Why does this conclusion follow?

Of course similar text compresses more efficiently, but NNs don’t work with compressed (varying-size) representations, they work with vector representations which happen to be close in similarity space

they work with compressed representations, you take an arbitrary information with varying entropy into a fized size vector representation, that's a compression.

  • That's like saying hashing is compression because the output is always x bits. You see what I mean, right?

    • Hashing is literally compression (and is considered so), it's just not easily decompressable.

      It's also often lossy, though it depends on your input space.

      For example, if you accept all text of all length, then it's lossy for sure. But if you were to accept something like "the text of any book", then it's easy to make it non-lossy.

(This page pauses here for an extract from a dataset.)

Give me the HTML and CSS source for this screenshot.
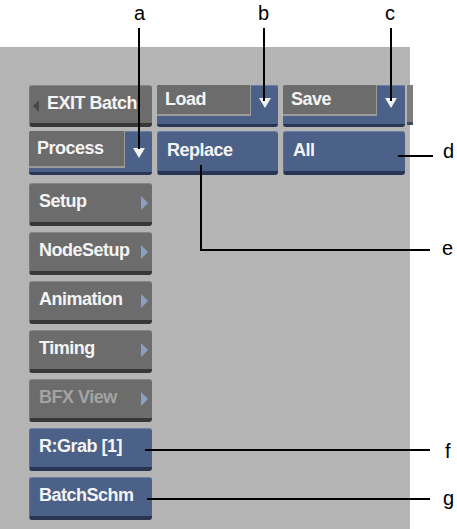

      There's only like 140-150 million books in the world, at a rough estimate, so you could easily losslessly compress all the existing books in the world to a few bytes. Even if you multiply to all variants and translations, it would still likely hash to less than 100 bytes. But you still have to store the table of books somewhere at least once, and it wouldn't be able to compress new books :P

    • I'm not sure I see the distinction. Hashing is compression because the output is fixed size. It's mapping to a codebook that could be used to try to map back to the original space. Its incredibly lossy by design but it is a type of (bad) compression

    • > hashing is compression because the output is always x bits

      Well, in certain specific scenarios, a perfect hash (MPHF) can be used as a "compression" method.